When my kids were little “Bob the Builder” was popular. Some of you might remember it, but the whole premise behind the show was that something was broken and Bob and his crew of construction equipment were tasked with repairing it. Each episode would start with Bob being told of a problem to which he would respond “Can we fix it?” and all of his equipment would yell “Yes we can!”. I can think of no better description of me. I’m a fixer. If something is wrong, if there is a problem, I will try to fix it.
Lately, I’ve learned you can’t fix everything and this has been a hard lesson for me to learn. I wrote a blog post not long ago about letting go and turning things over to God. This is great in theory…if you actually do it. I kept saying I was but in truth, I couldn’t keep my hands out of it. I’d get impatient, meddle and in the end, make things worse. Then I’d get frustrated because nothing was changing. My feelings, the situation, the people around me. I was stuck in this endless loop of anxiety, stress, depression, and hopelessness.
Last week I finally let go. I stepped back, gave everything over to God and instead of chasing the situation decided to chase Him instead. I pushed pause on the situation, laid it at God’s feet, stepped back and let go. It wasn’t easy. It’s still not. I have to fight my urge for instant gratification or to get involved. When I get this urge I have to remind myself that I have no control. There is nothing I can do to make things better and my involvement will only make things worse.
What I’ve found is peace. There are still ups and downs.

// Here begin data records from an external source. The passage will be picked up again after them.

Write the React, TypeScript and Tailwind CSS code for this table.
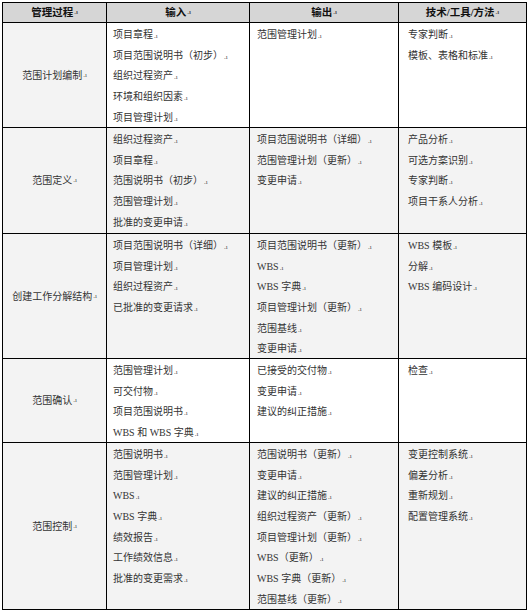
import React from "react";

type Row = { name: string; h: string; inputs: string[]; outputs: string[]; tools: string[]; gray: boolean };

const rows: Row[] = [
  {
    name: "范围计划编制",
    h: "h-[105px]",
    inputs: ["项目章程", "项目范围说明书（初步）", "组织过程资产", "环境和组织因素", "项目管理计划"],
    outputs: ["范围管理计划"],
    tools: ["专家判断", "模板、表格和标准"],
    gray: false,
  },
  {
    name: "范围定义",
    h: "h-[106px]",
    inputs: ["组织过程资产", "项目章程", "范围说明书（初步）", "范围管理计划", "批准的变更申请"],
    outputs: ["项目范围说明书（详细）", "范围管理计划（更新）", "变更申请"],
    tools: ["产品分析", "可选方案识别", "专家判断", "项目干系人分析"],
    gray: true,
  },
  {
    name: "创建工作分解结构",
    h: "h-[125px]",
    inputs: ["项目范围说明书（详细）", "项目管理计划", "组织过程资产", "已批准的变更请求"],
    outputs: ["项目范围说明书（更新）", "WBS", "WBS 字典", "项目管理计划（更新）", "范围基线", "变更申请"],
    tools: ["WBS 模板", "分解", "WBS 编码设计"],
    gray: true,
  },
  {
    name: "范围确认",
    h: "h-[84px]",
    inputs: ["范围管理计划", "可交付物", "项目范围说明书", "WBS 和 WBS 字典"],
    outputs: ["已接受的交付物", "变更申请", "建议的纠正措施"],
    tools: ["检查"],
    gray: false,
  },
  {
    name: "范围控制",
    h: "h-[167px]",
    inputs: ["范围说明书", "范围管理计划", "WBS", "WBS 字典", "绩效报告", "工作绩效信息", "批准的变更需求"],
    outputs: [
      "范围说明书（更新）",
      "变更申请",
      "建议的纠正措施",
      "组织过程资产（更新）",
      "项目管理计划（更新）",
      "WBS（更新）",
      "WBS 字典（更新）",
      "范围基线（更新）",
    ],
    tools: ["变更控制系统", "偏差分析", "重新规划", "配置管理系统"],
    gray: true,
  },
];

const Mark = () => <span className="text-[7px] text-[#555] ml-[1px]">.ı</span>;

function List({ items }: { items: string[] }) {
  return (
    <div className="flex flex-col pt-[2px]">
      {items.map((t, i) => (
        <div key={i} className="leading-[20.7px] h-[20.7px] whitespace-nowrap">
          {t}
          <Mark />
        </div>
      ))}
    </div>
  );
}

export default function App() {
  const font = { fontFamily: '"Liberation Serif", "Noto Sans CJK SC", serif' };
  return (
    <div className="w-[527px] h-[610px] bg-white pt-[2px] pl-[2px]" style={font}>
      <div className="grid grid-cols-[104px_143px_149px_128px] w-[525px] border-l border-t border-black text-[10px] text-[#333]">
        {["管理过程", "输入", "输出", "技术/工具/方法"].map((h, i) => (
          <div
            key={i}
            className="h-[20px] bg-[#d6d6d6] border-r border-b border-black flex items-center justify-center font-bold text-[10.5px] text-[#111]"
          >
            {h}
            <Mark />
          </div>
        ))}
        {rows.map((r, i) => {
          const bg = r.gray ? "bg-[#f3f3f3]" : "bg-white";
          return (
            <React.Fragment key={i}>
              <div className={`${r.h} bg-[#f3f3f3] border-r border-b border-black flex items-center justify-center`}>
                {r.name}
                <Mark />
              </div>
              <div className={`${r.h} ${bg} border-r border-b border-black pl-[6px]`}>
                <List items={r.inputs} />
              </div>
              <div className={`${r.h} ${bg} border-r border-b border-black pl-[7px]`}>
                <List items={r.outputs} />
              </div>
              <div className={`${r.h} ${bg} border-r border-b border-black pl-[9px]`}>
                <List items={r.tools} />
              </div>
            </React.Fragment>
          );
        })}
      </div>
    </div>
  );
}
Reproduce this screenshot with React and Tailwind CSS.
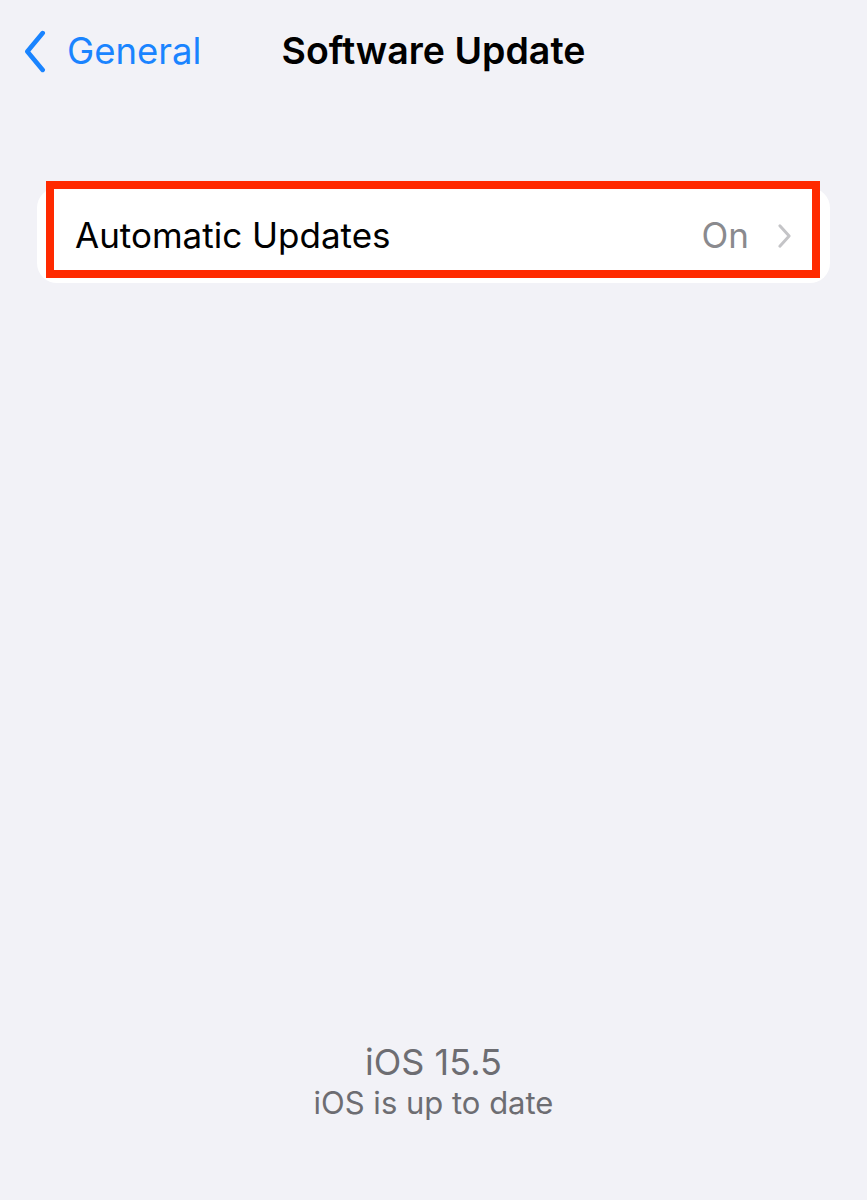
import React from 'react'

const Chevron = ({ className }) => (
  <svg viewBox="0 0 24 42" className={className} fill="none">
    <path d="M20 3 L5 21 L20 39" stroke="currentColor" strokeWidth="4.5" strokeLinecap="round" strokeLinejoin="round" />
  </svg>
)

const App = () => {
  return (
    <div className="min-h-[1200px] w-full bg-[#f2f2f7] flex flex-col" style={{ fontFamily: 'Inter, "Liberation Sans", sans-serif' }}>
      {/* nav bar */}
      <div className="relative h-[102px] flex items-center">
        <div className="flex items-center pl-[22px] text-[#1a84ff]">
          <Chevron className="w-[25px] h-[43px]" />
          <span className="ml-[20px] text-[36.5px]">General</span>
        </div>
        <div className="absolute inset-0 flex items-center justify-center pointer-events-none">
          <span className="text-[37.5px] font-semibold text-black">Software Update</span>
        </div>
      </div>

      {/* card */}
      <div className="mt-[86px] mx-[37px] relative">
        <div className="bg-white rounded-[20px] h-[95px] flex items-center pl-[38px] pr-[38px]">
          <span className="text-[35px] text-black flex-1">Automatic Updates</span>
          <span className="text-[35px] text-[#8a8a8e]">On</span>
          <svg viewBox="0 0 16 28" className="w-[15px] h-[26px] ml-[28px] text-[#c4c4c7]" fill="none">
            <path d="M3 3 L13 14 L3 25" stroke="currentColor" strokeWidth="3.2" strokeLinecap="round" strokeLinejoin="round" />
          </svg>
        </div>
        <div className="absolute left-[9px] right-[10px] top-[-7px] bottom-[5px] border-[8px] border-[#ff2a00] pointer-events-none" />
      </div>

      {/* footer */}
      <div className="mt-auto pb-[78px] flex flex-col items-center text-[#6d6d72]">
        <span className="text-[36px] leading-[44px]">iOS 15.5</span>
        <span className="text-[31px] leading-[38px]">iOS is up to date</span>
      </div>
    </div>
  )
}

export default App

There are still times that my head and heart get the best of me, but it’s not like it was. Philippians 4:6-7 says “6 Do not worry about anything, but in everything by prayer and supplication with thanksgiving let your requests be made known to God. 7 And the peace of God, which surpasses all understanding, will guard your hearts and your minds in Christ Jesus.” This is what I’ve found, peace. I’ve actually felt God at work in the situation and I can see His hand at work.
I’m not sure what the outcome of the situation will be. To be honest, I’m not sure I know what I want the outcome of the situation to be. All I know is that I have this peace within me that regardless of what happens everything will be okay and that God will work all things for His good. I still have my moments, but they’re much different now.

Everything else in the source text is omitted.